What advice would you give to a faculty member that is thinking about pursuing research?

Don’t be discouraged.  Lean on other faculty.  Use the support available at UNC.  You can't do the work if you didn't win the money, so you need to get that grant. You need to use all the support you can. I work a lot with ORSP, and I’m messagng people there all the time; like weekly. Sometimes I feel like I talk to you all as much as I talk to my department.  You have Carman assisting with research development, so there's all this support available.  Also I recommend to get your grant proposal under different eyes. For example, I had folks read it who were not in my field at all.  If it doesn't make sense to them, then I worry about whoever is reviewing it being able to understand what I'm talking about.  You can definitely get stuck in your own field with your blinders on and use all these words that don't make sense to anybody else. Getting that proposal in a place where it has a good rationale and flow is so critical for a successful award.
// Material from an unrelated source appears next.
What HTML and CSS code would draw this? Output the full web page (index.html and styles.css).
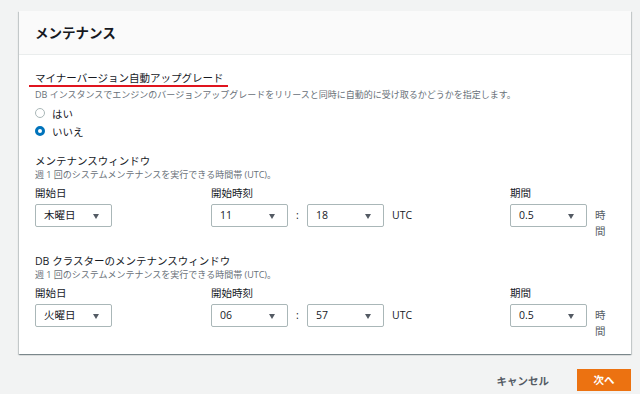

But, it's also critical for understanding what you're doing.  This particular grant that I have now, it was the 2nd submission.  We submitted first in 2018, got rejected and then resubmitted in 2019, and the reviewer comments were great. I mean some were very, very critical and that happens, but I carefully considered all of them, and talked to the program officer before resubmitting.

What next for you?

I actually was part of another large grant submission this summer. This one was led by Harmony Newman in Sociology and I'm so excited by the fact that we've got teams on campus of faculty across programs and colleges.  Steve Anderson in Earth Sciences is my current co-PI and he's not even in my same college, and then Harmony is a Sociologist, and we're going to be working together. We're really excited! We submitted to the new racial equity in STEM program. I’ll definitely also be submitting a second NSF IUSE grant like the one I currently have so we can continue that work with the assessment tool once it’s built.